Over the Christmas break I swam in a pool I don’t often visit. It’s not a particularly easy pool to train in as it only has a wall at one end but it was the only one within easy reach of where I was. The shallow end slopes to a ‘beach’ as the pool was primarily designed as a leisure pool with a wave machine rather than a training pool. There are two small ‘islands’ – little more than posts – at the shallow end marking the end of the training section of the pool. In the early birds’ session, they put in two lane ropes to make three double lanes loosely defined as fast, medium and slow. The lane ropes are fixed to the islands. The sketch below shows the layout.
It’s a good idea when visiting a new pool to note how the regulars are swimming before diving in. I didn’t check well enough but I did at least notice that all lanes were looping clockwise, which I found a little odd as usual practice in the UK (although not in some other countries) is to alternate between clockwise and anti-clockwise. I definitely prefer the way we normally do things but wasn’t going to make a fuss so I got in and started warming up.

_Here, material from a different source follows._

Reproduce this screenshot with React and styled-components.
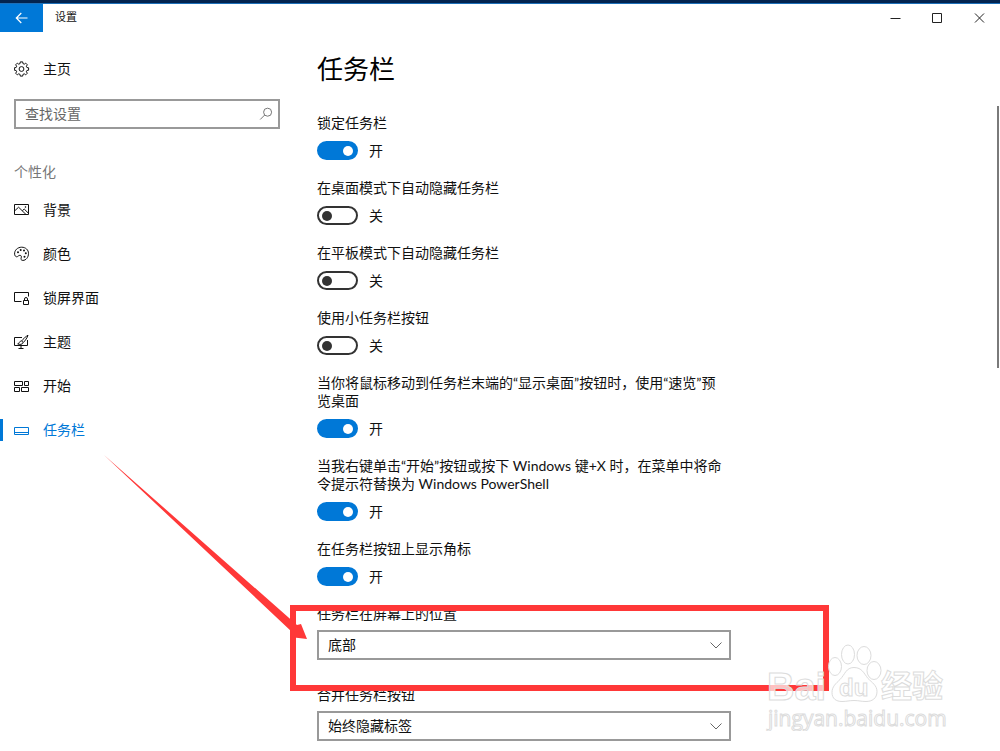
import { useState } from 'react';
import styled, { createGlobalStyle } from 'styled-components';

const NAV_ITEMS = [
    { id: 'background', label: '背景', Icon: PictureIcon },
    { id: 'colors', label: '颜色', Icon: PaletteIcon },
    { id: 'lockscreen', label: '锁屏界面', Icon: LockScreenIcon },
    { id: 'themes', label: '主题', Icon: ThemeIcon },
    { id: 'start', label: '开始', Icon: TilesIcon },
    { id: 'taskbar', label: '任务栏', Icon: TaskbarIcon },
];

const SWITCHES = [
    { id: 'lock', label: '锁定任务栏', on: true },
    { id: 'hideDesktop', label: '在桌面模式下自动隐藏任务栏', on: false },
    { id: 'hideTablet', label: '在平板模式下自动隐藏任务栏', on: false },
    { id: 'small', label: '使用小任务栏按钮', on: false },
    {
        id: 'peek',
        label: '当你将鼠标移动到任务栏末端的“显示桌面”按钮时，使用“速览”预览桌面',
        on: true,
    },
    {
        id: 'powershell',
        label: '当我右键单击“开始”按钮或按下 Windows 键+X 时，在菜单中将命令提示符替换为 Windows PowerShell',
        on: true,
    },
    { id: 'badges', label: '在任务栏按钮上显示角标', on: true },
];

const SELECTS = [
    {
        id: 'position',
        label: '任务栏在屏幕上的位置',
        options: ['底部', '顶部', '靠左', '靠右'],
    },
    {
        id: 'combine',
        label: '合并任务栏按钮',
        options: ['始终隐藏标签', '任务栏已满时', '从不'],
    },
];

// eight flat teeth, two corners on the body and two on the tip of each
const gearPath = () => {
    const points = [];
    for (let i = 0; i < 8; i++) {
        const base = (i * Math.PI) / 4;
        [
            [-0.26, 5.6],
            [-0.17, 7.2],
            [0.17, 7.2],
            [0.26, 5.6],
        ].forEach(([offset, r]) => {
            const x = 7.5 + r * Math.cos(base + offset);
            const y = 8 + r * Math.sin(base + offset);
            points.push(`${x.toFixed(2)} ${y.toFixed(2)}`);
        });
    }
    return `M${points.join('L')}Z`;
};

function GearIcon() {
    return (
        <Icon viewBox="0 0 16 16">
            <path d={gearPath()} />
            <circle cx="7.5" cy="8" r="2.4" />
        </Icon>
    );
}

function PictureIcon() {
    return (
        <Icon viewBox="0 0 16 16">
            <path d="M.5 2.5h14v10H.5z" />
            <path d="M.5 9 4.6 5.2 12 12.5M8.3 8.8l1.9-1.8 4.3 4.3" />
            <circle cx="11.5" cy="5" r=".4" />
        </Icon>
    );
}

function PaletteIcon() {
    return (
        <Icon viewBox="0 0 16 16">
            <path d="M.6 8.2C.3 4.200 3.600 1.200 7.700 1.200c3.900 0 6.800 2.700 6.800 6.200 0 4-2.600 7-5.600 7-1.900 0-2.200-1.200-1.700-2.500.5-1.500 0-2.600-1.300-2.600-1.600 0-1.900 1.500-3.200 1.500C1.500 10.800.7 9.500.6 8.200z" />
            <g fill="currentColor" stroke="none">
                <circle cx="4" cy="6.3" r="1" />
                <circle cx="6.7" cy="4.1" r="1" />
                <circle cx="10" cy="4.5" r="1" />
                <circle cx="11.8" cy="7.3" r="1" />
                <circle cx="10.5" cy="10.7" r="1" />
            </g>
        </Icon>
    );
}

function LockScreenIcon() {
    return (
        <Icon viewBox="0 0 16 16">
            <path d="M7.5 11.5h-7v-9h14v4" />
            <path d="M9.5 10.5h5v4h-5zM10.5 10.5V9a1.5 1.5 0 0 1 3 0v1.5" />
        </Icon>
    );
}

function ThemeIcon() {
    return (
        <Icon viewBox="0 0 16 16">
            <path d="M8 3.5H.5v8h13V6M7 11.5V14M4.5 14.500h5" />
            <path d="M14 1.200c-2 1.200-4.900 3.700-6.400 5.800l1.700 1.500C11.200 6.700 13.300 3.700 14 1.200zM7.400 7.200c-1.400 0-2 .7-2.200 1.500-.2.800-.7 1.100-1.500 1.200 1.800 1 5 .7 5.400-1.400" />
        </Icon>
    );
}

function TilesIcon() {
    return (
        <Icon viewBox="0 0 16 16">
            <path d="M.5 3.5h8v4h-8zM10.500 3.500h4v4h-4zM.5 9.500h5v4h-5zM7.500 9.500h7v4h-7z" />
        </Icon>
    );
}

function TaskbarIcon() {
    return (
        <Icon viewBox="0 0 16 16">
            <path d="M.5 5.5h14v7H.5zM.5 10.5h14" />
        </Icon>
    );
}

const SwitchField = ({ label, on }) => {
    const [checked, setChecked] = useState(on);

    return (
        <SwitchLabel>
            <LabelText>{label}</LabelText>
            <SwitchLine>
                <Switch
                    type="checkbox"
                    role="switch"
                    checked={checked}
                    onChange={e => setChecked(e.target.checked)}
                />
                <SwitchState>{checked ? '开' : '关'}</SwitchState>
            </SwitchLine>
        </SwitchLabel>
    );
};

const SelectField = ({ id, label, options }) => (
    <SelectBlock>
        <LabelText as="label" htmlFor={id}>
            {label}
        </LabelText>
        <SelectBox>
            <Select id={id} defaultValue={options[0]}>
                {options.map(option => (
                    <option key={option}>{option}</option>
                ))}
            </Select>
            <Chevron viewBox="0 0 12 7">
                <path d="M.5.5 6 6 11.5.5" />
            </Chevron>
        </SelectBox>
    </SelectBlock>
);

const App = () => {
    const [current, setCurrent] = useState('taskbar');

    return (
        <Window>
            <GlobalStyle />
            <TitleBar>
                <BackButton aria-label="返回">
                    <svg width="14" height="12" viewBox="0 0 14 12">
                        <path d="M12.5 6h-11M6.3 1 1.300 6l5 5" />
                    </svg>
                </BackButton>
                <WindowTitle>设置</WindowTitle>
                <WindowButton aria-label="最小化">
                    <svg width="11" height="11" viewBox="0 0 11 11">
                        <path d="M.5 5.5h10" />
                    </svg>
                </WindowButton>
                <WindowButton aria-label="最大化">
                    <svg width="11" height="11" viewBox="0 0 11 11">
                        <path d="M.5.5h9v9h-9z" />
                    </svg>
                </WindowButton>
                <WindowButton aria-label="关闭">
                    <svg width="11" height="11" viewBox="0 0 11 11">
                        <path d="M1 .5l9 9M10 .5l-9 9" />
                    </svg>
                </WindowButton>
            </TitleBar>

            <Body>
                <Sidebar>
                    <HomeButton>
                        <GearIcon />
                        主页
                    </HomeButton>
                    <SearchBox>
                        <SearchInput
                            type="text"
                            placeholder="查找设置"
                            aria-label="查找设置"
                        />
                        <SearchIcon viewBox="0 0 14 14">
                            <circle cx="8.6" cy="5.2" r="4" />
                            <path d="M5.7 8 1.2 12.5" />
                        </SearchIcon>
                    </SearchBox>
                    <GroupTitle>个性化</GroupTitle>
                    <nav>
                        {NAV_ITEMS.map(({ id, label, Icon: ItemIcon }) => (
                            <NavButton
                                key={id}
                                $active={id === current}
                                onClick={() => setCurrent(id)}
                            >
                                <ItemIcon />
                                {label}
                            </NavButton>
                        ))}
                    </nav>
                </Sidebar>

                <Main>
                    <PageTitle>任务栏</PageTitle>
                    {SWITCHES.map(item => (
                        <SwitchField key={item.id} {...item} />
                    ))}
                    {SELECTS.map(item => (
                        <SelectField key={item.id} {...item} />
                    ))}
                </Main>
            </Body>

            <ScrollThumb />
            <HighlightFrame />
            <Arrow viewBox="0 0 204 185">
                <path d="M0 0 193 170l4-1 6 15-17-2 2-5z" />
            </Arrow>
            <Watermark viewBox="0 0 190 100">
                <g fill="#fff" fillOpacity=".7" stroke="#dcdcdc">
                    <ellipse cx="71" cy="36" rx="6.5" ry="9" />
                    <ellipse cx="84" cy="24" rx="6.5" ry="9.5" />
                    <ellipse cx="100" cy="25" rx="7" ry="9" />
                    <ellipse cx="110" cy="40" rx="7" ry="9" />
                    <path d="M90 37c8 0 10 6 14 11 4 4 9 7 9 13 0 7-5 10-11 10-5 0-7-1-12-1s-7 1-12 1c-6 0-10-3-10-9s4-9 8-13c5-5 6-12 14-12z" />
                    <BrandText x="3" y="69" $size={38}>
                        Bai
                    </BrandText>
                    <BrandText x="75" y="65" $size={24}>
                        du
                    </BrandText>
                    <BrandText x="117" y="66" $size={31}>
                        经验
                    </BrandText>
                    <SiteText x="4" y="95">
                        jingyan.baidu.com
                    </SiteText>
                </g>
            </Watermark>
        </Window>
    );
};

const GlobalStyle = createGlobalStyle`
    * {
        box-sizing: border-box;
    }
    body {
        margin: 0;
        background: #fff;
    }
    body, button, input, select {
        font-family: Lato, 'Noto Sans CJK SC', sans-serif;
        font-size: 14px;
        color: #111;
    }
    button {
        padding: 0;
        border: none;
        background: none;
    }
`;
const Window = styled.div`
    position: relative;
    min-height: 100vh;
    overflow: hidden;
    border-top: 3px solid #03244f;
`;
const TitleBar = styled.header`
    display: flex;
    align-items: center;
    height: 29px;
    border-top: 1px solid #1c6fb8;
`;
const BackButton = styled.button`
    display: flex;
    align-items: center;
    justify-content: center;
    width: 43px;
    height: 28px;
    background: #0078d7;

    svg {
        fill: none;
        stroke: #fff;
        stroke-width: 1.2;
    }
`;
const WindowTitle = styled.span`
    flex: 1;
    padding: 0 0 2px 12px;
    font-size: 11px;
    line-height: 16px;
`;
const WindowButton = styled.button`
    display: flex;
    align-items: center;
    justify-content: center;
    width: 42px;
    height: 28px;

    svg {
        fill: none;
        stroke: #222;
    }
`;
const Body = styled.div`
    display: grid;
    grid-template-columns: 280px minmax(0, 1fr);
    column-gap: 37px;
`;
const Sidebar = styled.aside`
    padding-top: 15px;
`;
const Icon = styled.svg`
    flex: none;
    width: 16px;
    height: 16px;
    fill: none;
    stroke: currentColor;
    stroke-linejoin: round;
`;
const HomeButton = styled.button`
    display: flex;
    align-items: center;
    gap: 13px;
    width: 100%;
    height: 44px;
    padding-left: 14px;
    line-height: 20px;
`;
const NavButton = styled(HomeButton)`
    color: ${({ $active }) => ($active ? '#0078d7' : '#111')};
    background: ${({ $active }) =>
        $active
            ? 'linear-gradient(#0078d7, #0078d7) left center / 3px 22px no-repeat'
            : 'none'};
`;
const SearchBox = styled.div`
    display: flex;
    align-items: center;
    height: 30px;
    margin: 8px 0 0 14px;
    padding: 0 5px 0 9px;
    border: 2px solid #999;
`;
const SearchInput = styled.input`
    flex: 1;
    min-width: 0;
    padding: 0 0 2px;
    border: none;
    outline: none;
    background: none;

    &::placeholder {
        color: #666;
    }
`;
const SearchIcon = styled.svg`
    width: 14px;
    height: 14px;
    fill: none;
    stroke: #777;
`;
const GroupTitle = styled.h2`
    margin: 33px 0 6px 14px;
    font-size: 14px;
    font-weight: 400;
    line-height: 20px;
    color: #777;
`;
const Main = styled.main`
    padding: 19px 24px 0 0;
`;
const PageTitle = styled.h1`
    margin: 0 0 27px;
    font-size: 26px;
    font-weight: 400;
    line-height: 36px;
    color: #000;
`;
const LabelText = styled.span`
    display: block;
    max-width: 408px;
    line-height: 18px;
`;
const SwitchLabel = styled.label`
    display: block;
    margin-bottom: 19px;
`;
const SwitchLine = styled.span`
    display: flex;
    align-items: center;
    gap: 11px;
    height: 19px;
    margin-top: 9px;
`;
const Switch = styled.input`
    appearance: none;
    display: flex;
    align-items: center;
    width: 41px;
    height: 19px;
    margin: 0;
    padding: 0 3px;
    border: 2px solid #333;
    border-radius: 10px;

    &::before {
        content: '';
        width: 10px;
        height: 10px;
        border-radius: 50%;
        background: #333;
    }
    &:checked {
        justify-content: flex-end;
        border-color: #0078d7;
        background: #0078d7;
    }
    &:checked::before {
        background: #fff;
    }
`;
const SwitchState = styled.span`
    line-height: 18px;
`;
const SelectBlock = styled.div`
    margin-bottom: 26px;

    &:last-child {
        margin-bottom: 8px;
    }
`;
const SelectBox = styled.div`
    display: grid;
    align-items: center;
    max-width: 414px;
    margin-top: 7px;

    > * {
        grid-area: 1 / 1;
    }
`;
const Select = styled.select`
    appearance: none;
    width: 100%;
    height: 30px;
    padding: 0 30px 2px 9px;
    border: 2px solid #999;
    border-radius: 0;
    background: #fff;
`;
const Chevron = styled.svg`
    justify-self: end;
    width: 12px;
    height: 7px;
    margin-right: 9px;
    fill: none;
    stroke: #666;
    pointer-events: none;
`;
const ScrollThumb = styled.div`
    position: absolute;
    top: 103px;
    right: 1px;
    width: 2px;
    height: 262px;
    background: #7a7a7a;
`;
const HighlightFrame = styled.div`
    position: absolute;
    top: 602px;
    left: 290px;
    width: 539px;
    height: 86px;
    border: 6px solid #ff3838;
    pointer-events: none;
`;
const Arrow = styled.svg`
    position: absolute;
    top: 452px;
    left: 104px;
    width: 204px;
    height: 185px;
    fill: #ff3838;
    pointer-events: none;
`;
const Watermark = styled.svg`
    position: absolute;
    top: 627px;
    left: 764px;
    width: 190px;
    height: 101px;
    pointer-events: none;
`;
const BrandText = styled.text`
    font-family: 'Liberation Sans', 'Noto Sans CJK SC', sans-serif;
    font-size: ${({ $size }) => $size}px;
    font-weight: 700;
`;
const SiteText = styled.text`
    font-family: 'Open Sans', sans-serif;
    font-size: 21px;
`;

export default App;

After a few minutes I noticed someone was catching me up so, wanting to be a considerate swimmer, as I approached the shallow end I moved to the left of the lane and stood up in the corner (next to the ‘island’) as I normally would to allow a faster swimmer to overtake. However, instead of moving to the middle of the lane to make his turn, this other swimmer also moved to the left, pushed me out of the way so he could make a turn against the ‘island’ and then kicked me as he pushed off.
Frankly, I thought this was a little excessive. A quick word to explain that the standard practice in that pool was to use the island to get a push off (rather than standing up and launching off the bottom in the middle of the lane) would have been sufficient. Sure, I figured it out from his actions and perhaps I should have been more observant but speaking to me wouldn’t have hurt (at least it wouldn’t have hurt me as much as being kicked on the thigh). I’m happy to abide by their local conventions, even if I don’t agree with them, but I prefer to have them made clear.
I didn’t like the system as it also made overtaking at the shallow end difficult. Later, once I’d warmed up, I wanted to overtake a couple of times but couldn’t. The end of the lane is usually a good place to overtake a slower swimmer. In a clockwise lane you would move to the middle (after checking there is no one coming the other way), aim to pull up alongside or slightly ahead just before you hit the wall, tumble and accelerate away. If the other person is touch-turning they will hardly need to slow down. If they’re paying attention they would move to the left and pause momentarily to let you pass. Someone moving to the left is usually an indication that they want you to pass. It was therefore confusing to start overtaking someone and then having them turn and push off diagonally into you – see sketch below.
Annoying as it was, I managed to stay calm and enjoy my swim but it does show that there is no universal pool etiquette. The best practice is to go with the flow and adopt the local conventions (although I’m sure there are exceptions to this). However, one thing I would like to change is the vow of silence many people seem to take when they swim. Why don’t swimmers in public sessions talk to each other? It could make life a lot easier.
If you haven’t yet made your resolutions for 2015 (or want another one), please add “talk to other swimmers in public training sessions.”